Le Frac Provence-Alpes-Côte d’Azur, seul Frac nouvelle génération à être situé en hyper-centre urbain avec un nouveau bâtiment de 5 400 m2 (dont 1000 m2 dédiés aux expositions), accueille sur un même site l’ensemble des activités correspondant à ses missions : acquisitions, diffusion et médiation.
La collection du Frac Provence-Alpes-Côte d’Azur est constituée de 1016 oeuvres de 440 artistes internationaux.
Le Fonds régional d’art contemporain est financé par la Région Provence-Alpes-Côte d’Azur et le ministère de la Culture et de la communication / Direction régionale des affaires culturelles Provence-Alpes-Côte d’Azur. Il est membre de Platform, regroupement des Fonds régionaux d’art contemporain et membre fondateur du réseau Marseille Expos.
Mécènes du Sud est un collectif créé en 2003, né de la volonté d’entreprises du territoire Aix-Marseille de soutenir la création artistique contemporaine.
En apportant non seulement une contribution financière, mais en accompagnant également le développement des projets lauréats, elles ont la conviction, légitime, de nourrir la culture de leur entreprise et de valoriser leur territoire. Plus de 85 projets ont été soutenus, sélectionnés par un Comité Artistique de personnalités du monde de l’art. Le collectif réunit à ce jour plus de 40 entreprises qui ont activement défendu la candidature du territoire au titre de Capitale Européenne de la Culture, ont inspiré les Ateliers de l’EuroMéditerranée, développé dix résidences d’artistes en entreprises,
et accueilli des improvisations musicales filmées dans le cadre du projet Watt Archipels.

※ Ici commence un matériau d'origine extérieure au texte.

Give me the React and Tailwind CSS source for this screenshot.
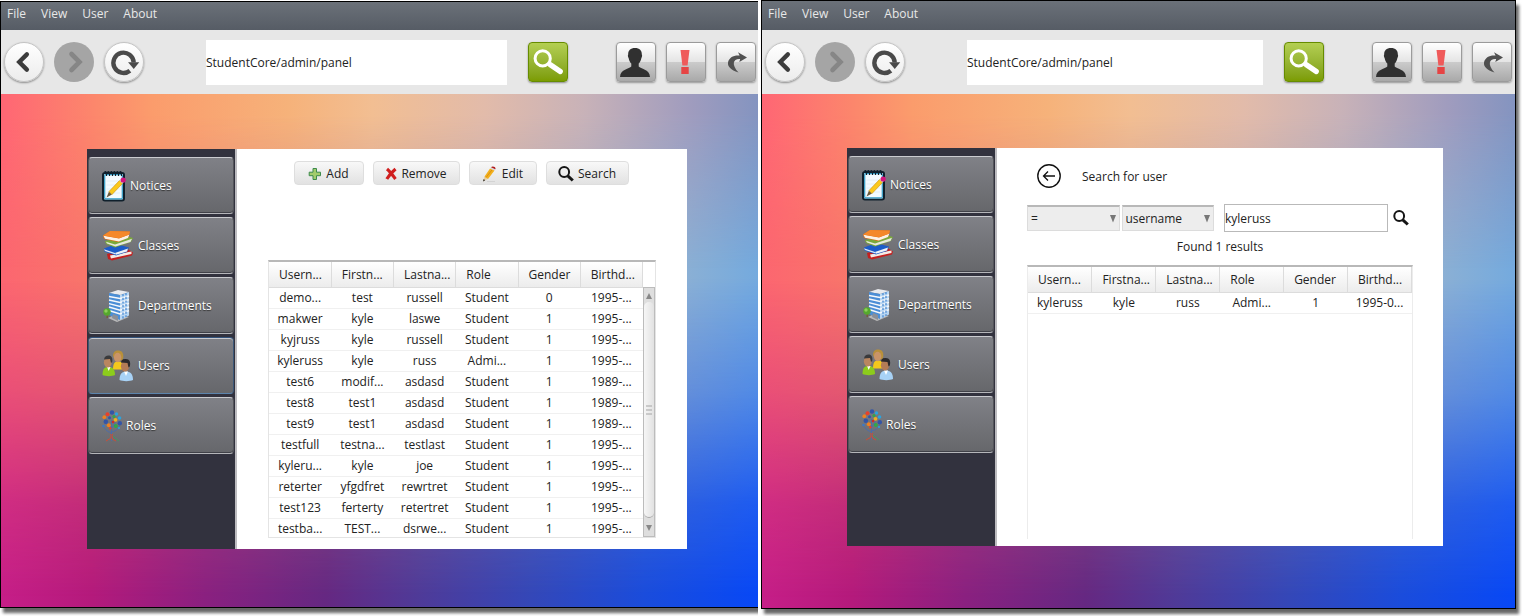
import React from 'react';

const menuItems = ['File', 'View', 'User', 'About'];

const userRows = [
  ['demo...', 'test', 'russell', 'Student', '0', '1995-...'],
  ['makwer', 'kyle', 'laswe', 'Student', '1', '1995-...'],
  ['kyjruss', 'kyle', 'russell', 'Student', '1', '1995-...'],
  ['kyleruss', 'kyle', 'russ', 'Admi...', '1', '1995-...'],
  ['test6', 'modif...', 'asdasd', 'Student', '1', '1989-...'],
  ['test8', 'test1', 'asdasd', 'Student', '1', '1989-...'],
  ['test9', 'test1', 'asdasd', 'Student', '1', '1989-...'],
  ['testfull', 'testna...', 'testlast', 'Student', '1', '1995-...'],
  ['kyleru...', 'kyle', 'joe', 'Student', '1', '1995-...'],
  ['reterter', 'yfgdfret', 'rewrtret', 'Student', '1', '1995-...'],
  ['test123', 'ferterty', 'retertret', 'Student', '1', '1995-...'],
  ['testba...', 'TEST...', 'dsrwe...', 'Student', '1', '1995-...'],
];

/* ---------- toolbar icons ---------- */

const BackIcon = () => (
  <svg width="40" height="40" viewBox="0 0 40 40" aria-hidden="true">
    <path d="M23 12 L15 20 L23 28" fill="none" stroke="#3c3c3c" strokeWidth="4.6" strokeLinecap="round" />
  </svg>
);
const NextIcon = () => (
  <svg width="40" height="40" viewBox="0 0 40 40" aria-hidden="true">
    <path d="M17.500 12 L25.500 20 L17.500 28" fill="none" stroke="#868686" strokeWidth="4.600" strokeLinecap="round" />
  </svg>
);
const ReloadIcon = () => (
  <svg width="40" height="40" viewBox="0 0 40 40" aria-hidden="true">
    <path d="M26.200 29.200 A10.700 10.700 0 1 1 30.200 20.500" fill="none" stroke="#4a4a4a" strokeWidth="4.600" />
    <path d="M24.300 20.200 H36 L30.300 27.300 Z" fill="#4a4a4a" />
  </svg>
);
const GoIcon = () => (
  <svg width="38" height="38" viewBox="1 1 38 38" aria-hidden="true">
    <path d="M22 22.500 L32.300 29.500" stroke="#fff" strokeWidth="5.200" strokeLinecap="round" />
    <circle cx="14.700" cy="16.400" r="7.600" fill="none" stroke="#fff" strokeWidth="3" />
  </svg>
);
const PersonIcon = () => (
  <svg width="38" height="38" viewBox="1 1 38 38" aria-hidden="true">
    <path
      d="M19 6 C23.500 6 26 8.500 25.800 12.500 C26.300 13 26.200 15 25.400 16 C24.800 19 23.800 20.500 22.700 21.500 V24.500 C24.500 27 33.600 27 34 35 H4 C4.400 27 13.500 27 15.300 24.500 V21.500 C14.200 20.500 13.200 19 12.600 16 C11.800 15 11.700 13 12.200 12.500 C12 8.500 14.500 6 19 6 Z"
      fill="#303030"
    />
  </svg>
);
const AlertIcon = () => (
  <svg width="38" height="38" viewBox="1 1 38 38" aria-hidden="true">
    <path d="M14.500 8 H23.500 L21.600 23.500 H16.400 Z" fill="#ef5a5a" />
    <rect x="15.300" y="25" width="7.400" height="7" fill="#e64444" />
  </svg>
);
const ForwardIcon = () => (
  <svg width="38" height="38" viewBox="1 1 38 38" aria-hidden="true">
    <path
      d="M22 10.300 L31 15.500 L23.300 20 L24.200 17 C17.500 16.300 14.800 22 22.500 30.500 C14.500 28 11.600 24.500 12 20.800 C12.600 15.500 18 13 23.600 13.600 Z"
      fill="#505050"
    />
  </svg>
);

/* ---------- sidebar icons ---------- */

const NoticesIcon = () => (
  <svg width="24" height="32" viewBox="0 0 24 32" aria-hidden="true">
    <rect x="1" y="3" width="21" height="27.500" rx="2" fill="#f4fbff" stroke="#10202c" strokeWidth="2" />
    <rect x="2.700" y="4.700" width="17.600" height="24.200" rx="1" fill="none" stroke="#2f9ac4" strokeWidth="1.200" />
    <path d="M4.500 11 H18 M4.500 15 H18 M4.500 19 H18 M4.500 23 H18" stroke="#dfeef5" strokeWidth="0.800" />
    {[4.5, 7.5, 10.5, 13.5, 16.5, 19.5].map((x) => (
      <path key={x} d={`M${x} 6 V3 a1.200 1.200 0 0 0 -2 -1`} fill="none" stroke="#10202c" strokeWidth="1.100" />
    ))}
    <path d="M4.500 27.500 L7 21.500 L10 24.500 Z" fill="#6b5a3c" />
    <path d="M7 21.500 L17.500 10.500 L20.500 13.500 L10 24.500 Z" fill="#fbc91c" stroke="#c98f10" strokeWidth="0.600" />
    <path d="M17.500 10.500 L18.700 9.200 L21.700 12.200 L20.500 13.500 Z" fill="#d8dde0" />
    <circle cx="21.200" cy="10" r="2.600" fill="#d4147c" />
  </svg>
);
const ClassesIcon = () => (
  <svg width="32" height="32" viewBox="0 0 32 32" aria-hidden="true">
    <path d="M5 24 L24 18 L31 22.500 L30 25.500 L10 30.500 L6 29 Z" fill="#c41f1f" />
    <path d="M8 25.500 L29.500 21.500 L29.500 24 L9 28.500 Z" fill="#f3ece6" />
    <path d="M2 18.500 L14 14 L27 17.500 L25 22 L14 25.500 L2.500 21.500 Z" fill="#1c5cc8" />
    <path d="M13 23 L26 18.500 L25 21.500 L14 24.800 Z" fill="#eef2f8" />
    <path d="M2 19.300 L13 23 L13.500 24.500 L3 21 Z" fill="#dfe8f4" />
    <path d="M3 11 L26 6.500 L31 8 L29 12 L13 17.500 L4 14 Z" fill="#7aa83a" />
    <path d="M4 11.800 L13 14.500 L30 8.800 L28.500 12 L13.500 16.600 L5 13.500 Z" fill="#e6e8dc" />
    <path d="M1 5.500 L8 1 L28 1.500 L26.500 7.500 L16 12 L2 9 Z" fill="#e06c10" />
    <path d="M1.500 5.800 L17 8.500 L27.300 4.500 L26 8 L16.800 11.600 L3 8.700 Z" fill="#fbf1e6" />
    <path d="M8 1 L28 1.500 L27 4.800 L17 8.300 L1 5.500 Z" fill="#f4882a" />
  </svg>
);
const DepartmentsIcon = () => (
  <svg width="32" height="32" viewBox="0 0 32 32" aria-hidden="true">
    <path d="M6 28 L14 24 L27 27 L15 32 Z" fill="#b9b9b9" />
    <path d="M7 3 L16 0 L27 2 L18 5 Z" fill="#e8eaee" />
    <path d="M7 3 L18 5 V30 L7 25 Z" fill="#4b8ed6" />
    <path d="M18 5 L27 2 V25.500 L18 30 Z" fill="#b8d6f2" />
    <path d="M7 6.500 L18 8.500 L27 6 M7 10 L18 12.500 L27 9.700 M7 13.600 L18 16.500 L27 13.300 M7 17 L18 20.200 L27 17 M7 20.500 L18 24 L27 20.700" fill="none" stroke="#f6f8fb" strokeWidth="1.400" />
    <path d="M21 4 V28.500 M24 3 V27" stroke="#3f84d0" strokeWidth="1.200" strokeDasharray="2.200 1.500" />
    <path d="M11 24 L16 26 V31 L10 28 Z" fill="#8a8f98" />
    <rect x="4.500" y="23" width="1.400" height="5" fill="#7a5a34" />
    <circle cx="5" cy="22" r="3.700" fill="#55a82e" />
    <circle cx="4" cy="21" r="1.700" fill="#8fd05a" />
  </svg>
);
const UsersIcon = () => (
  <svg width="32" height="32" viewBox="0 0 32 32" aria-hidden="true">
    <path d="M11 19.500 C11 13 13 11.500 16 11.500 C19.500 11.500 21.500 13 21.500 19.500 Z" fill="#f3c81c" />
    <path d="M11 6 C11 2 13 0.500 16 0.500 C19.500 0.500 21.500 2.500 21.300 7 L20.500 10.500 H18 L12 8 Z" fill="#b8903a" />
    <ellipse cx="15.600" cy="7.500" rx="3.700" ry="4.700" fill="#c99468" />
    <path d="M0.500 25 C0.500 18.500 3 17 6.500 17 C10 17 13 18.500 13 25 C10 26.500 3.500 26.500 0.500 25 Z" fill="#8ccc1c" />
    <path d="M5 17 L6.700 21 L8.500 17 Z" fill="#fff" />
    <ellipse cx="5.800" cy="12.200" rx="3.900" ry="5.200" fill="#b98660" />
    <path d="M2 9.500 C2.500 6.500 4 5.500 6.500 5.500 C9.500 5.500 11 8 10.200 12 L9 13 L8 9 Z" fill="#3a3a3c" />
    <path d="M17.500 30 C17.500 23.500 20.500 21.500 24 21.500 C28 21.500 31 23.500 31 30 C28 31.500 20.500 31.500 17.500 30 Z" fill="#a8d2f6" />
    <path d="M22 21.500 L24 26 L26 21.500 Z" fill="#fff" />
    <ellipse cx="23" cy="16.200" rx="4.100" ry="5.200" fill="#b47c56" />
    <path d="M19 12.500 C19.500 9.500 21 9 23.800 9 C27.500 9 29 12 27.800 16.500 L26.500 17.500 L25.500 13 Z" fill="#2c2a2c" />
  </svg>
);
const leaves = [
  [10, 2.5, 2.2, '#3355a8'], [5.5, 4.2, 2, '#e8402a'], [14.5, 4, 1.7, '#2aa4e0'], [2.3, 7.2, 1.9, '#f08020'],
  [7.5, 7.8, 1.5, '#3355a8'], [12, 6.4, 1.5, '#30a848'], [17.5, 8, 1.8, '#2aa4e0'], [3.8, 11.8, 2.3, '#3355a8'],
  [13.5, 9.8, 1.9, '#f0b020'], [11, 12, 1.3, '#d02a2a'], [17.8, 13.2, 2.2, '#3355a8'], [6.8, 15.3, 2, '#f08020'],
  [1.5, 16, 1.3, '#3a78c8'], [13.8, 16, 2, '#30a848'], [8.3, 18.2, 1.2, '#e8402a'], [17, 18, 1.1, '#2aa4e0'],
];
const RolesIcon = () => (
  <svg width="20" height="32" viewBox="0 0 20 32" aria-hidden="true">
    <path d="M9.500 31 V10 M9.500 23 C6 22 3.500 20 2 17.500 M9.500 22 C13 21.500 16 19.500 17.500 16 M9.500 18 L5 13 M10 18 L13.500 12" fill="none" stroke="#4a6cae" strokeWidth="0.900" />
    <path d="M10.300 24 V29 L14 31 M9 24 V28 L4 31" fill="none" stroke="#d84a30" strokeWidth="0.900" />
    <path d="M10.500 26 L17 31" stroke="#3aa05a" strokeWidth="0.800" />
    {leaves.map(([x, y, r, c]) => (
      <circle key={`${x}-${y}`} cx={x} cy={y} r={r} fill={c} />
    ))}
  </svg>
);

const sections = [
  { label: 'Notices', Icon: NoticesIcon },
  { label: 'Classes', Icon: ClassesIcon },
  { label: 'Departments', Icon: DepartmentsIcon },
  { label: 'Users', Icon: UsersIcon },
  { label: 'Roles', Icon: RolesIcon },
];

/* ---------- action icons ---------- */

const AddIcon = () => (
  <svg width="14" height="14" viewBox="0 0 14 14" aria-hidden="true">
    <path d="M5 1.500 H8.500 V5.200 H12.500 V8.700 H8.500 V12.500 H5 V8.700 H1.200 V5.200 H5 Z" fill="#a3cc6c" stroke="#3c8a4c" strokeWidth="1" />
  </svg>
);
const RemoveIcon = () => (
  <svg width="12" height="14" viewBox="0 0 12 14" aria-hidden="true">
    <path d="M2 2 C5 4.500 7.500 8 10.500 12 M10.500 2 C7 5 4 8.500 1.800 12" fill="none" stroke="#d01e1e" strokeWidth="3.200" />
  </svg>
);
const EditIcon = () => (
  <svg width="16" height="16" viewBox="0 0 16 16" aria-hidden="true">
    <path d="M1 15.500 L2.500 10.500 L6 12.800 Z" fill="#e8cfa0" />
    <path d="M1 15.500 L1.700 13 L3.200 14.200 Z" fill="#222" />
    <path d="M2.500 10.500 L8 2.500 L12.500 4.500 L6 13 Z" fill="#f2b01c" />
    <path d="M4 11.500 L10.300 3.500" stroke="#d88a10" strokeWidth="0.900" />
    <path d="M8 2.500 L9 1.200 L13.300 3.200 L12.500 4.500 Z" fill="#d8d8d8" />
    <path d="M9 1.200 C10.500 -0.500 14.500 1 13.300 3.200 Z" fill="#b01818" />
    <path d="M5 15.500 H13" stroke="#ccc" strokeWidth="0.700" />
  </svg>
);
const SearchIcon = () => (
  <svg width="16" height="16" viewBox="0 0 16 16" aria-hidden="true">
    <circle cx="6.200" cy="6" r="4.900" fill="none" stroke="#151515" strokeWidth="2" />
    <path d="M9.800 9.800 L14.800 14.500" stroke="#151515" strokeWidth="3" />
  </svg>
);

const actions = [
  { label: 'Add', Icon: AddIcon, width: 'w-[70px]' },
  { label: 'Remove', Icon: RemoveIcon, width: 'w-[87px]' },
  { label: 'Edit', Icon: EditIcon, width: 'w-[68px]' },
  { label: 'Search', Icon: SearchIcon, width: 'w-[83px]' },
];

/* ---------- building blocks ---------- */

function MenuBar({ className }) {
  return (
    <nav className={`flex items-center gap-[15px] bg-linear-to-b from-[#6b7179] to-[#565c65] pl-1.5 text-[#e8e8e8] [text-shadow:1px_1px_1px_#2c3036] ${className}`}>
      {menuItems.map((item) => (
        <button key={item} type="button" className="leading-4">{item}</button>
      ))}
    </nav>
  );
}

const roundButton = 'size-10 rounded-full border border-[#c4c4c4] bg-linear-to-b from-white to-[#ececec] shadow-[0_1px_2px_rgba(0,0,0,0.4)] flex items-center justify-center';
const squareButton = 'size-10 rounded-[4px] border border-[#9b9b9b] bg-[linear-gradient(#ffffff,#e4e4e4_50%,#cbcbcb_51%,#a9a9a9)] shadow-[0_1px_2px_rgba(0,0,0,0.35)] flex items-center justify-center';

function Toolbar({ className }) {
  return (
    <div className={`flex h-16 items-center bg-[#e7e7e7] pl-[3px] ${className}`}>
      <div className="flex gap-2.5">
        <button type="button" aria-label="Back" className={roundButton}><BackIcon /></button>
        <button type="button" aria-label="Forward" className="flex size-10 items-center justify-center rounded-full bg-[#a5a5a5]"><NextIcon /></button>
        <button type="button" aria-label="Reload" className={roundButton}><ReloadIcon /></button>
      </div>
      <input
        type="text"
        aria-label="Address"
        defaultValue="StudentCore/admin/panel"
        className="ml-[62px] h-[45px] min-w-0 flex-1 bg-white text-[#222] outline-none"
      />
      <button
        type="button"
        aria-label="Go"
        className="ml-[21px] flex size-10 items-center justify-center rounded-[4px] border border-[#668c00] bg-linear-to-b from-[#b4cf52] to-[#7c9c00] shadow-[0_1px_2px_rgba(0,0,0,0.4)]"
      >
        <GoIcon />
      </button>
      <div className="ml-12 flex gap-2.5">
        <button type="button" aria-label="Profile" className={squareButton}><PersonIcon /></button>
        <button type="button" aria-label="Alerts" className={squareButton}><AlertIcon /></button>
        <button type="button" aria-label="Log out" className={squareButton}><ForwardIcon /></button>
      </div>
    </div>
  );
}

function Sidebar({ active }) {
  return (
    <aside className="w-[150px] shrink-0 border-r-2 border-[#bdbcc0] bg-[#32323e]">
      <div className="flex flex-col gap-[3px] px-px pt-2">
        {sections.map(({ label, Icon }) => (
          <button
            key={label}
            type="button"
            className={`flex h-[57px] items-center gap-1 rounded-[4px] border bg-linear-to-b from-[#808187] to-[#66676b] pl-[13px] text-white [text-shadow:0_1px_1px_#333] ${
              label === active
                ? 'border-x-[#3c5878] border-t-[#34547c] border-b-[#5c84ac] shadow-[inset_0_1px_0_#c9cace]'
                : 'border-x-[#54555b] border-t-[#cbccd0] border-b-[#b5b6ba] shadow-[inset_0_-1px_0_#404148]'
            }`}
          >
            <Icon />
            {label}
          </button>
        ))}
      </div>
    </aside>
  );
}

function UserTable({ headers, rows }) {
  return (
    <table className="w-full table-fixed border-collapse">
      <thead>
        <tr className="h-[25px] bg-linear-to-b from-white to-[#ececec]">
          {headers.map((h) => (
            <th key={h} scope="col" className="border-r border-b border-[#dcdcdc] p-0 pt-0.5 pl-2.5 text-left leading-4 font-normal whitespace-nowrap">
              {h}
            </th>
          ))}
        </tr>
      </thead>
      <tbody>
        {rows.map((row) => (
          <tr key={row[0]} className="h-[21px] border-b border-[#f0f0f0]">
            {row.map((cell, i) => (
              <td key={i} className="p-0 text-center leading-4 whitespace-nowrap">{cell}</td>
            ))}
          </tr>
        ))}
      </tbody>
    </table>
  );
}

function ScrollBar() {
  return (
    <div aria-hidden="true" className="mt-[25px] flex w-3 shrink-0 flex-col items-center border border-[#bcbcbc] bg-[#dedede]">
      <svg width="8" height="14" viewBox="0 0 8 14"><path d="M4 5 L7 11 H1 Z" fill="#888" /></svg>
      <div className="flex w-full flex-1 items-center justify-center rounded-md border-b border-[#a8a8a8] bg-linear-to-r from-[#f6f6f6] to-[#e2e2e2]">
        <svg width="6" height="10" viewBox="0 0 6 10"><path d="M0 1 H6 M0 5 H6 M0 9 H6" stroke="#a5a5a5" /></svg>
      </div>
      <svg width="8" height="18" viewBox="0 0 8 18"><path d="M4 13 L7 7 H1 Z" fill="#888" /></svg>
    </div>
  );
}

function Desktop({ className, children }) {
  return (
    <div className={`relative flex bg-[linear-gradient(to_right,#c61e88,#b41a7c_12%,#8a2080_27%,#652882_43%,#4f3a98_55%,#3447b8_70%,#1a4cdc_85%,#0848f6)] ${className}`}>
      <div className="absolute inset-0 bg-[linear-gradient(to_right,#fc6670,#f8766a_12%,#c89898_50%,#8cb0d4_90%,#74aade)] [mask-image:linear-gradient(#000_36%,rgba(0,0,0,0.68)_58%,rgba(0,0,0,0.2)_80%,transparent_98%)]" />
      <div className="absolute inset-0 bg-[linear-gradient(to_right,#ff6674,#fc866c_12%,#fb9c6c_20%,#f6b27a_38%,#f2be92_49%,#e2bbaa_64%,#c8b2b8_77%,#a09cbe_91%,#8494c0)] [mask-image:linear-gradient(#000_4%,transparent_34%)]" />
      <div className="relative flex min-w-0 flex-1 bg-white">{children}</div>
    </div>
  );
}

function Dropdown({ label, value }) {
  return (
    <div className="relative flex-1">
      <select
        aria-label={label}
        defaultValue={value}
        className="h-[26px] w-full appearance-none border border-t-2 border-[#dcdcdc] border-t-[#b8b8b8] bg-[#ededed] pl-[3px] outline-none"
      >
        <option>{value}</option>
      </select>
      <svg width="6" height="8" viewBox="0 0 6 8" aria-hidden="true" className="pointer-events-none absolute top-2.5 right-1">
        <path d="M0 0 H6 L3 7.500 Z" fill="#777" />
      </svg>
    </div>
  );
}

function UsersWindow() {
  return (
    <section className="mt-px border-y border-l border-black shadow-[3px_5px_3px_rgba(0,0,0,0.6)] [clip-path:inset(0_0_-10px_0)]">
      <MenuBar className="h-7 pb-1" />
      <Toolbar className="pr-0.5" />
      <Desktop className="pt-[55px] pr-[71px] pb-[58px] pl-[86px]">
        <Sidebar active="Users" />
        <div className="min-w-0 flex-1 pt-3 pb-[11px]">
          <div className="flex justify-center gap-[9px] pr-0.5">
            {actions.map(({ label, Icon, width }) => (
              <button
                key={label}
                type="button"
                className={`flex h-6 items-center justify-center gap-1 rounded-[4px] border border-[#dedede] bg-linear-to-b from-[#f8f8f8] to-[#e2e2e2] pt-0.5 ${width}`}
              >
                <Icon />
                {label}
              </button>
            ))}
          </div>
          <div className="mx-[31px] mt-[75px] flex h-[278px] overflow-hidden border border-t-2 border-[#e4e4e4] border-t-[#b8b8b8]">
            <UserTable headers={['Usern...', 'Firstn...', 'Lastna...', 'Role', 'Gender', 'Birthd...']} rows={userRows} />
            <ScrollBar />
          </div>
        </div>
      </Desktop>
    </section>
  );
}

function SearchWindow() {
  return (
    <section className="border border-black shadow-[3px_5px_3px_rgba(0,0,0,0.6)]">
      <MenuBar className="h-[29px] pb-[3px]" />
      <Toolbar className="pr-[3px]" />
      <Desktop className="pt-[54px] pr-[72px] pb-[62px] pl-[85px]">
        <Sidebar />
        <div className="flex min-w-0 flex-1 flex-col px-[30px] pt-4 pb-[7px]">
          <div className="flex items-center gap-[21px] pl-2.5">
            <button type="button" aria-label="Back to users">
              <svg width="24" height="24" viewBox="0 0 24 24" fill="none" stroke="#111" aria-hidden="true">
                <circle cx="12" cy="12" r="11.200" strokeWidth="1.400" />
                <path d="M18 12 H6.500 M11 7.500 L6.500 12 L11 16.500" strokeWidth="1.300" />
              </svg>
            </button>
            <h2 className="pt-0.5">Search for user</h2>
          </div>
          <div className="mt-4 flex items-center">
            <div className="flex min-w-0 flex-1 gap-0.5">
              <Dropdown label="Comparison" value="=" />
              <Dropdown label="Field" value="username" />
            </div>
            <input
              type="text"
              aria-label="Search value"
              defaultValue="kyleruss"
              className="ml-2.5 h-7 w-[164px] border border-[#b9b9b9] bg-white outline-none"
            />
            <button type="button" aria-label="Search" className="mr-1 ml-[5px]"><SearchIcon /></button>
          </div>
          <p className="mt-1.5 text-center leading-[18px]">Found 1 results</p>
          <div className="mt-[9px] min-h-[274px] flex-1 border-x border-t-2 border-[#ececec] border-t-[#b8b8b8]">
            <UserTable
              headers={['Usern...', 'Firstna...', 'Lastna...', 'Role', 'Gender', 'Birthd...']}
              rows={[['kyleruss', 'kyle', 'russ', 'Admi...', '1', '1995-0...']]}
            />
          </div>
        </div>
      </Desktop>
    </section>
  );
}

export default function App() {
  return (
    <main className="grid grid-cols-[758fr_755fr] items-start gap-[3px] overflow-hidden bg-white pr-1.5 pb-[7px] font-['Open_Sans','Noto_Sans',sans-serif] text-[12px] text-[#222]">
      <UsersWindow />
      <SearchWindow />
    </main>
  );
}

Marie Reinert est née en 1971 (France), elle vit et travaille à Berlin. Son travail a fait l’objet de nombreuses expositions en France et à l’étranger : Aichi triennale, Nagoya, Japon (2013), Dutch National Bank, Amsterdam (2013) ; Festival Hors Pistes, Centre Pompidou, Paris (2013) ; La Virreina, Centre de la Imatge, Barcelone (2012) ; Musée de l’Arsenal, Kiev (2011) ; Stedelijk Museum, Amsterdam (2011) ; Bunker, Berlin (2011) ; Printemps de Septembre, Musée des Abattoirs, Toulouse (2010) ; MAC/VAL, Vitry-sur- Seine (2009) ; Le Plateau, Frac Île-de-France (2007).